For 2020, the festival organizers opted to scale up in size and scope with an exhibition consecrating Catherine Meurisse, an artist who participated in the festival's Concours de la bande dessinée scolaire (comics by/for schoolchildren) in 1993 - and ultimately winning in 1997 - and whose impressive career to-date hardly classifies her as an "up-and-coming" artist. This exhibition plays more like a coming-out celebration and its scheduling couldn't have been more timely for Meurisse: on 15 January 2020,  she was elected as the first comics auteure into France's prestigious Académie des beaux-arts; and heading into Angoulème itself, she was nominated as one of the three finalists for the festival's Grand Prix award. This comprehensive exhibition aimed to situate and elevate Meurisse's work to wider audiences by excavating her formative years while also illuminating the new horizons that she is preparing to explore.



The exit to the Catherine Meurisse exhibition at the Musée du papier. This stairwell served as the entrance to the previous festival exhibitions held at this location.

Aptly titled "Catherine Meurisse: Crossroads", the exhibition divides Meurisse's career-to-date across two separate but connected rooms, with a clear physical, discursive and emotional split to distinguish them as individuated but contiguous spaces.

The exhibition's splash panel. English translation: "Catherine Meurisse: Crossroads"

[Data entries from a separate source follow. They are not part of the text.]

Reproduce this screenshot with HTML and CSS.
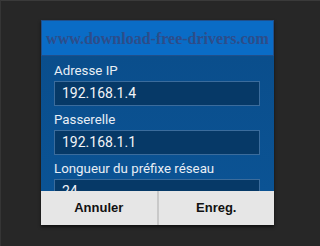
FILE: index.html
```html
<!DOCTYPE html>
<html lang="fr">
<head>
    <meta charset="UTF-8" />
    <title>IP settings</title>
    <link rel="stylesheet" href="styles.css">
</head>
<body>
    <div class="screen">
        <div class="dialog">
            <div class="dialog-header">www.download-free-drivers.com</div>
            <div class="dialog-body">
                <div class="field">
                    <div class="label">Adresse IP</div>
                    <div class="input">192.168.1.4</div>
                </div>
                <div class="field">
                    <div class="label">Passerelle</div>
                    <div class="input">192.168.1.1</div>
                </div>
                <div class="field">
                    <div class="label">Longueur du préfixe réseau</div>
                    <div class="input">24</div>
                </div>
            </div>
            <div class="dialog-buttons">
                <div class="btn">Annuler</div>
                <div class="btn">Enreg.</div>
            </div>
        </div>
    </div>
</body>
</html>
```

FILE: styles.css
```css
html,
body {
    margin: 0;
    height: 100%;
}

body {
    background-color: #272727;
    font-family: Roboto, 'Liberation Sans', sans-serif;
}

.screen {
    height: 100%;
    box-sizing: border-box;
    border-top: 1px solid #3a3a3a;
    border-left: 1px solid #353535;
    padding: 19px 0 0 40px;
}

.dialog {
    width: 233px;
    box-shadow: 0 2px 3px rgba(0, 0, 0, 0.6);
}

.dialog-header {
    height: 34px;
    background-color: #0a6cc6;
    border: 1px solid #1f4f8c;
    font-family: 'Liberation Serif', serif;
    font-weight: bold;
    font-size: 16px;
    color: #2d4d8a;
    line-height: 36px;
    text-align: center;
    white-space: nowrap;
}

.dialog-body {
    height: 135px;
    overflow: hidden;
    background: linear-gradient(to bottom, #0a4e8c, #0b5394);
    padding: 5px 14px 0 13px;
    box-sizing: border-box;
}

.field {
    margin-bottom: 4px;
}

.label {
    height: 20px;
    line-height: 20px;
    font-size: 13.3px;
    color: #e8eef5;
}

.input {
    height: 23px;
    line-height: 23px;
    background-color: #063967;
    border: 1px solid #3b6c9c;
    padding-left: 7px;
    font-size: 14px;
    color: #f2f4f7;
}

.dialog-buttons {
    display: flex;
    height: 34px;
    background-color: #e6e6e6;
}

.btn {
    flex: 1;
    text-align: center;
    line-height: 34px;
    font-family: 'Liberation Sans', sans-serif;
    font-weight: bold;
    font-size: 13px;
    color: #111;
}

.btn + .btn {
    border-left: 2px solid #c9c9c9;
}
```
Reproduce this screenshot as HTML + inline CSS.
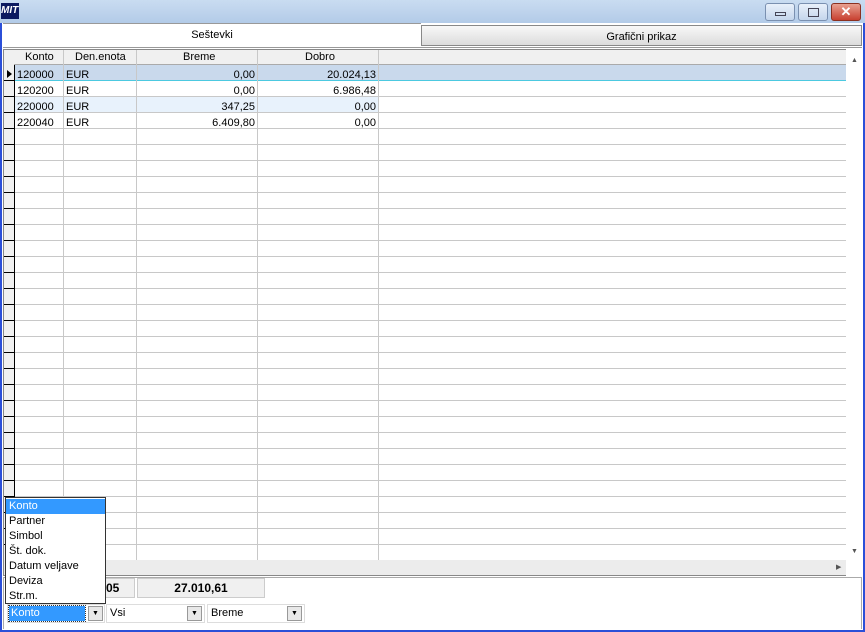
<!DOCTYPE html><html><head><style>
*{margin:0;padding:0;box-sizing:border-box}
body{width:865px;height:632px;overflow:hidden;background:#2b4fd8;font-family:"Liberation Sans",sans-serif;font-size:11px;position:relative}
.a{position:absolute}
.title{left:0;top:0;width:865px;height:23px;background:linear-gradient(#c9dcf1,#b3cbe8);}
.btn{top:3px;height:18px;border:1px solid #7a90b0;border-radius:3px;background:linear-gradient(#e8f0fa,#c5d6ec)}
.vl{top:50px;width:1px;height:510px;background:#c8c8c8}
.r{text-align:right}
</style></head><body>
<div class="a title"></div>
<div class="a" style="left:1px;top:3px;width:18px;height:16px;background:#0c1a60;color:#fff;font-size:10px;font-weight:bold;font-style:italic;line-height:16px">MIT</div>
<div class="a btn" style="left:765px;width:30px"><div class="a" style="left:9px;top:8px;width:11px;height:4px;border:1px solid #445"></div></div>
<div class="a btn" style="left:798px;width:30px"><div class="a" style="left:9px;top:4px;width:11px;height:9px;border:1px solid #445"></div></div>
<div class="a btn" style="left:831px;width:30px;background:linear-gradient(#e8a090,#c84030);border-color:#8a3020;color:#fff;text-align:center;font-weight:bold;font-size:13px;line-height:16px">✕</div>
<div class="a" style="left:0;top:23px;width:2px;height:609px;background:#2b4fd8"></div>
<div class="a" style="left:2px;top:23px;width:861px;height:607px;background:#fff"></div>
<div class="a" style="left:3px;top:23px;width:418px;height:24px;border-top:1px solid #999;text-align:center;line-height:22px;font-size:11px">Seštevki</div>
<div class="a" style="left:421px;top:25px;width:441px;height:21px;border:1px solid #888;background:linear-gradient(#f8f8f8,#dcdcdc);text-align:center;line-height:22px">Grafični prikaz</div>
<div class="a" style="left:3px;top:47px;width:859px;height:1px;background:#999"></div>
<div class="a" style="left:3px;top:49px;width:843px;height:527px;border:1px solid #888;background:#fff"></div>
<div class="a" style="left:4px;top:50px;width:842px;height:15px;background:#f0f0f0;border-bottom:1px solid #aaa"></div>
<div class="a" style="left:4px;top:50px;width:10px;height:510px;background:#f0f0f0"></div>
<div class="a" style="left:14px;top:65px;width:1px;height:495px;background:#000"></div>
<div class="a" style="left:4px;top:65px;width:10px;height:495px;background:repeating-linear-gradient(#f0f0f0 0 15px,#000 15px 16px)"></div>
<div class="a" style="left:15px;top:65px;width:831px;height:495px;background:repeating-linear-gradient(#fff 0 15px,#c8c8c8 15px 16px)"></div>
<div class="a" style="left:15px;top:65px;width:831px;height:16px;background:#c9d9ec;border-bottom:1px solid #4cc9e0"></div>
<div class="a" style="left:15px;top:97px;width:364px;height:15px;background:#e8f2fc"></div>
<div class="a vl" style="left:63px"></div><div class="a vl" style="left:136px"></div><div class="a vl" style="left:257px"></div><div class="a vl" style="left:378px"></div>
<div class="a" style="left:7px;top:70px;width:0;height:0;border-left:5px solid #000;border-top:4px solid transparent;border-bottom:4px solid transparent"></div>
<div class="a" style="top:51px;left:25px">Konto</div><div class="a" style="top:51px;left:75px">Den.enota</div><div class="a" style="top:51px;left:183px">Breme</div><div class="a" style="top:51px;left:305px">Dobro</div>
<div class="a" style="left:17px;top:67px;line-height:16px">120000<br>120200<br>220000<br>220040</div>
<div class="a" style="left:66px;top:67px;line-height:16px">EUR<br>EUR<br>EUR<br>EUR</div>
<div class="a r" style="left:140px;width:115px;top:67px;line-height:16px">0,00<br>0,00<br>347,25<br>6.409,80</div>
<div class="a r" style="left:260px;width:116px;top:67px;line-height:16px">20.024,13<br>6.986,48<br>0,00<br>0,00</div>
<div class="a" style="left:846px;top:50px;width:16px;height:510px;background:#fff"></div>
<div class="a" style="left:851px;top:57px;color:#555;font-size:7px">▲</div>
<div class="a" style="left:851px;top:548px;color:#555;font-size:7px">▼</div>
<div class="a" style="left:4px;top:560px;width:842px;height:15px;background:#ececec"></div>
<div class="a" style="left:836px;top:563px;color:#555;font-size:7px">▶</div>
<div class="a" style="left:3px;top:577px;width:859px;height:52px;border:1px solid #aaa;border-bottom:none"></div>
<div class="a" style="left:105px;top:578px;width:30px;height:20px;background:#f0f0f0;border:1px solid #ccc;font-weight:bold;font-size:12px;line-height:18px">05</div>
<div class="a" style="left:137px;top:578px;width:128px;height:20px;background:#f0f0f0;border:1px solid #ccc;font-weight:bold;font-size:12px;line-height:18px;text-align:center">27.010,61</div>
<div class="a" style="left:7px;top:604px;width:98px;height:19px;border:1px solid #ddd"></div>
<div class="a" style="left:9px;top:606px;width:76px;height:15px;background:#3399ff;color:#fff;outline:1px dotted #333;line-height:15px;padding-left:2px">Konto</div>
<div class="a" style="left:88px;top:606px;width:15px;height:15px;background:#e8e8e8;border:1px solid #999;font-size:7px;text-align:center;line-height:13px">▼</div>
<div class="a" style="left:106px;top:604px;width:99px;height:19px;border:1px solid #ddd;line-height:17px;padding-left:3px">Vsi</div>
<div class="a" style="left:187px;top:606px;width:15px;height:15px;background:#e8e8e8;border:1px solid #999;font-size:7px;text-align:center;line-height:13px">▼</div>
<div class="a" style="left:207px;top:604px;width:98px;height:19px;border:1px solid #ddd;line-height:17px;padding-left:3px">Breme</div>
<div class="a" style="left:287px;top:606px;width:15px;height:15px;background:#e8e8e8;border:1px solid #999;font-size:7px;text-align:center;line-height:13px">▼</div>
<div class="a" style="left:5px;top:497px;width:101px;height:107px;background:#fff;border:1px solid #333;line-height:15px;padding-top:1px">
<div style="background:#3399ff;color:#fff;padding-left:3px">Konto</div>
<div style="padding-left:3px">Partner</div><div style="padding-left:3px">Simbol</div><div style="padding-left:3px">Št. dok.</div><div style="padding-left:3px">Datum veljave</div><div style="padding-left:3px">Deviza</div><div style="padding-left:3px">Str.m.</div>
</div>
<div class="a" style="left:863px;top:23px;width:2px;height:609px;background:#2b4fd8"></div>
<div class="a" style="left:0;top:630px;width:865px;height:2px;background:#2b4fd8"></div>
</body></html>
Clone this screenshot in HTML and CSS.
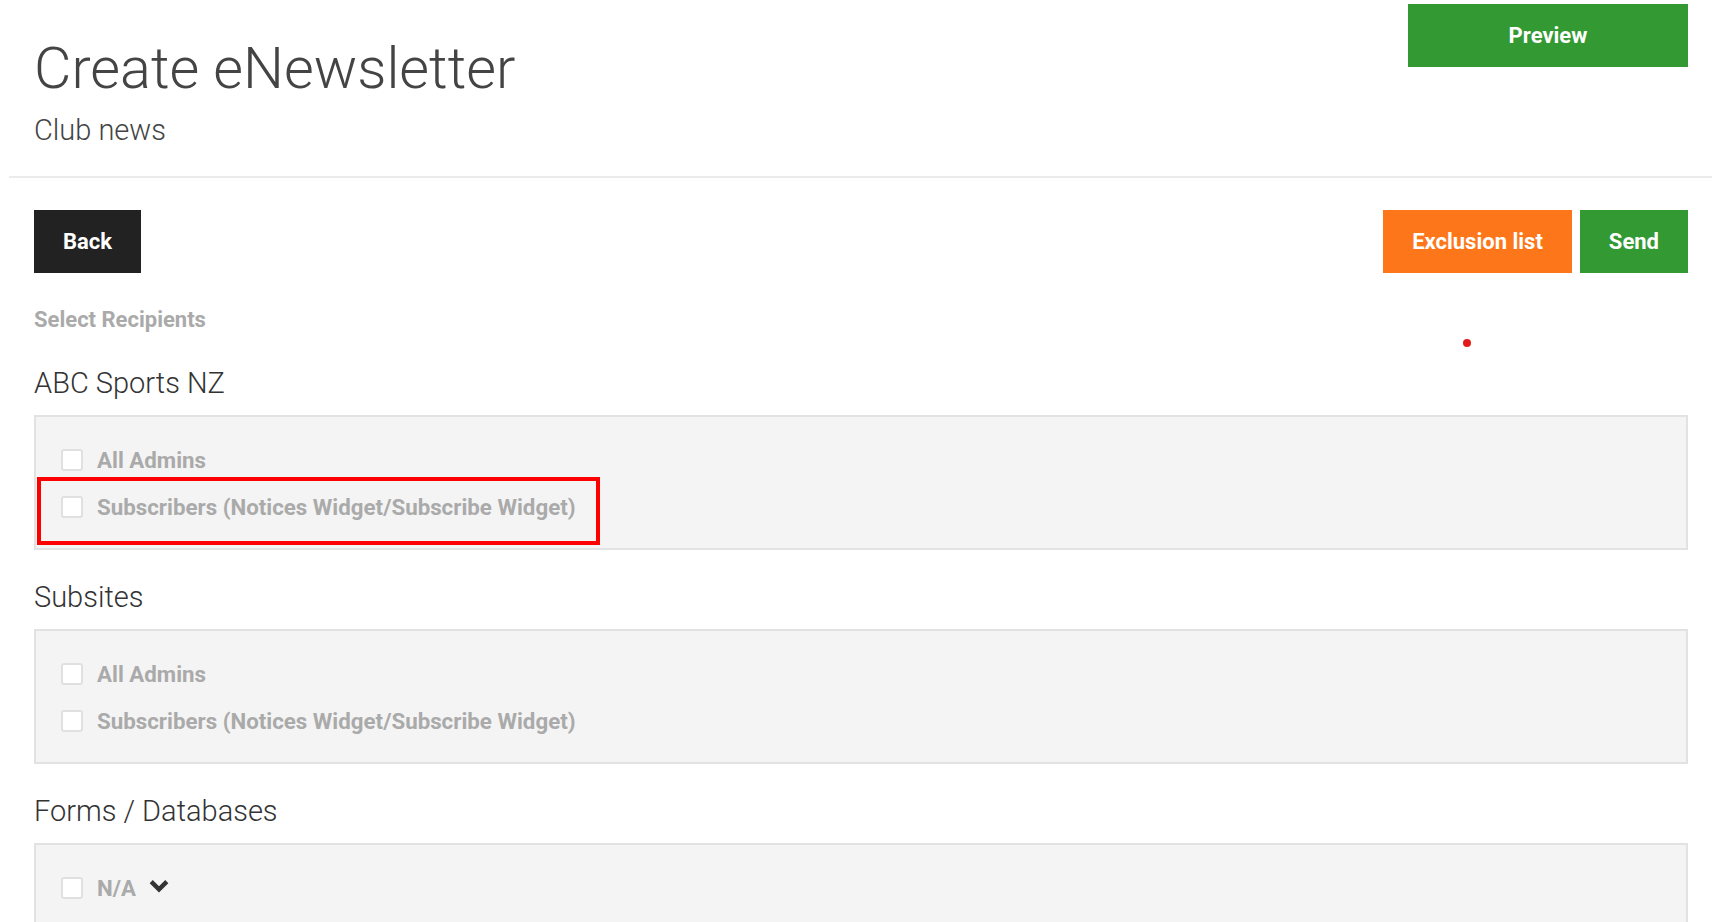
FILE: index.html
```html
<!DOCTYPE html>
<html lang="en">
<head>
<meta charset="utf-8">
<title>Create eNewsletter</title>
<link rel="stylesheet" href="styles.css">
</head>
<body>
<div class="page">
  <header class="header">
    <div class="titles">
      <h1 class="title">Create eNewsletter</h1>
      <p class="subtitle">Club news</p>
    </div>
    <button class="btn btn-green btn-preview">Preview</button>
  </header>

  <main class="content">
    <div class="toolbar">
      <button class="btn btn-dark">Back</button>
      <div class="toolbar-right">
        <button class="btn btn-orange">Exclusion list</button>
        <button class="btn btn-green">Send</button>
      </div>
    </div>

    <p class="section-label">Select Recipients</p>
    <span class="red-dot"></span>

    <section class="group">
      <h2 class="group-title">ABC Sports NZ</h2>
      <div class="panel">
        <label class="row"><span class="check"></span><span class="row-text">All Admins</span></label>
        <label class="row"><span class="check"></span><span class="row-text">Subscribers (Notices Widget/Subscribe Widget)</span></label>
        <span class="highlight"></span>
      </div>
    </section>

    <section class="group">
      <h2 class="group-title">Subsites</h2>
      <div class="panel">
        <label class="row"><span class="check"></span><span class="row-text">All Admins</span></label>
        <label class="row"><span class="check"></span><span class="row-text">Subscribers (Notices Widget/Subscribe Widget)</span></label>
      </div>
    </section>

    <section class="group">
      <h2 class="group-title">Forms / Databases</h2>
      <div class="panel panel-tall">
        <label class="row"><span class="check"></span><span class="row-text">N/A</span>
          <svg class="chevron" width="20" height="14" viewBox="0 0 20 14"><polyline points="2.2,2.6 10,10.4 17.8,2.6" fill="none" stroke="#333" stroke-width="4.4" stroke-linecap="butt" stroke-linejoin="miter"/></svg>
        </label>
      </div>
    </section>
  </main>
</div>
</body>
</html>
```

FILE: styles.css
```css
* { box-sizing: border-box; }

html, body {
  margin: 0;
  padding: 0;
  background: #fff;
  font-family: Roboto, "Liberation Sans", Arial, sans-serif;
  overflow: hidden;
}

.page {
  margin: 0 14px 0 9px;
}

.header {
  display: flex;
  justify-content: space-between;
  align-items: flex-start;
  padding: 4px 24px 0 25px;
  height: 178px;
  border-bottom: 2px solid #ebebeb;
}

.titles {
  padding-top: 31px;
}

.title {
  margin: 0;
  font-weight: 300;
  font-size: 57.6px;
  line-height: 68px;
  color: #444;
}

.subtitle {
  margin: 10px 0 0;
  font-weight: 300;
  font-size: 29px;
  line-height: 34px;
  color: #444;
}

.btn {
  border: 0;
  margin: 0;
  height: 63px;
  padding: 0 29px;
  font-family: Roboto, "Liberation Sans", Arial, sans-serif;
  font-weight: 700;
  font-size: 22px;
  color: #fff;
  cursor: pointer;
  display: inline-flex;
  align-items: center;
  justify-content: center;
}

.btn-green { background: #339933; }
.btn-orange { background: #fd7619; }
.btn-dark { background: #222; }

.btn-preview {
  width: 280px;
}

.content {
  position: relative;
  padding: 32px 24px 0 25px;
}

.toolbar {
  display: flex;
  justify-content: space-between;
  align-items: center;
}

.toolbar-right {
  display: flex;
  gap: 8px;
}

.section-label {
  margin: 34px 0 0;
  font-weight: 700;
  font-size: 22px;
  line-height: 26px;
  color: #aaa;
}

.red-dot {
  position: absolute;
  left: 1454px;
  top: 161px;
  width: 8px;
  height: 8px;
  border-radius: 50%;
  background: #e21b1b;
}

.group {
  margin-top: 30px;
}

.group:first-of-type {
  margin-top: 33px;
}

.group-title {
  margin: 0 0 15px;
  font-weight: 300;
  font-size: 29px;
  line-height: 34px;
  color: #333;
}

.panel {
  position: relative;
  background: #f4f4f4;
  border: 2px solid #e2e2e2;
  padding: 19px 25px 18px;
}

.panel-tall {
  min-height: 135px;
}

.row {
  display: flex;
  align-items: center;
  height: 47px;
}

.check {
  width: 22px;
  height: 22px;
  background: #fff;
  border: 2px solid #e0e0e0;
  border-radius: 3px;
  flex: none;
  margin-right: 14px;
}

.row-text {
  font-weight: 700;
  font-size: 22.3px;
  color: #aaa;
}

.chevron {
  margin-left: 13px;
  margin-top: -4px;
}

.highlight {
  position: absolute;
  left: 1px;
  top: 60px;
  width: 563px;
  height: 68px;
  border: 4px solid #ff0000;
}
```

The first room covers Meurisse's earliest years right up to her ten-year stint at Charlie Hebdo, where she became the first female cartoonist to serve on the satirical journal's editorial board on a permanent basis. A tight labyrinthine route through five chronological, thematic and color-coded sections introduces visitors to Meurisse's first forays into the world of drawing, illustrations, comics and editorial cartooning, all filtered through the lens of her unique engagement with French art and literature.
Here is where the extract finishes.